A hollow spherical shell at outer radius $$R$$ floats just submerged under the water surface. The inner radius of the shell is $$r$$. If the specific gravity of the shell material is $$\frac{27}{8}$$ with respect to water, the value of $$r$$ is:

We have a thin‐walled hollow sphere whose outer radius is $$R$$ and inner radius is $$r$$. Its material has specific gravity $$\dfrac{27}{8}$$ with respect to water. Specific gravity is defined as

$$\text{specific gravity}=\dfrac{\text{density of substance}}{\text{density of water}}.$$

So, if we denote the density of water by $$\rho$$, the density of the shell material is

$$\rho_{\!s}=\dfrac{27}{8}\,\rho.$$

Because the sphere floats just submerged, the whole external volume $$\left(\dfrac{4}{3}\pi R^{3}\right)$$ is under water. According to Archimedes’ principle, the buoyant force equals the weight of the water displaced, i.e.

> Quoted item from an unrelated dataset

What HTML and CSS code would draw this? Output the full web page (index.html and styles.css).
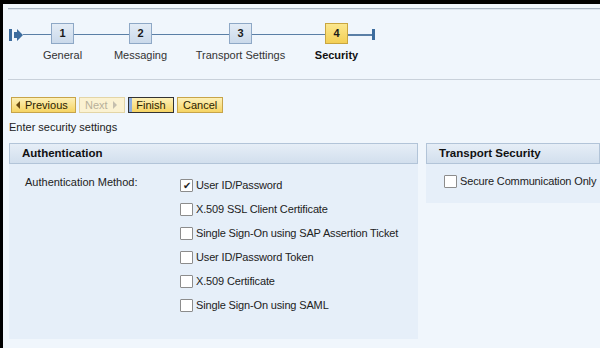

$$F_{\text{buoyant}}=\rho\,g\left(\dfrac{4}{3}\pi R^{3}\right).$$

The weight of the body that must be supported is simply the weight of the shell material (the air inside has negligible mass). Its volume is the difference between the outer and inner volumes, so

$$F_{\text{weight}}=\rho_{\!s}\,g\left[\dfrac{4}{3}\pi\left(R^{3}-r^{3}\right)\right]=\dfrac{27}{8}\rho\,g\left[\dfrac{4}{3}\pi\left(R^{3}-r^{3}\right)\right].$$

For floating equilibrium we set buoyant force equal to weight:

$$\rho\,g\left(\dfrac{4}{3}\pi R^{3}\right)=\dfrac{27}{8}\rho\,g\left[\dfrac{4}{3}\pi\left(R^{3}-r^{3}\right)\right].$$

Now we cancel the common factors $$\rho,\,g,$$ and $$\dfrac{4}{3}\pi$$ from both sides:

$$R^{3}=\dfrac{27}{8}\left(R^{3}-r^{3}\right).$$

Multiplying through by $$8$$ gives

$$8R^{3}=27\left(R^{3}-r^{3}\right).$$

Expanding the right-hand side,

$$8R^{3}=27R^{3}-27r^{3}.$$

Rearranging to isolate $$r^{3},$$

$$27r^{3}=27R^{3}-8R^{3}=19R^{3},$$

hence

$$r^{3}=\dfrac{19}{27}R^{3}.$$

Taking the cube root of both sides we obtain

$$\dfrac{r}{R}=\left(\dfrac{19}{27}\right)^{1/3}\approx0.889.$$

The numerical value $$0.889$$ is practically equal to $$\dfrac{8}{9}=0.888\dots$$ Therefore,

$$r\;\approx\;\dfrac{8}{9}R.$$

Among the alternatives, this matches Option A.

Hence, the correct answer is Option A.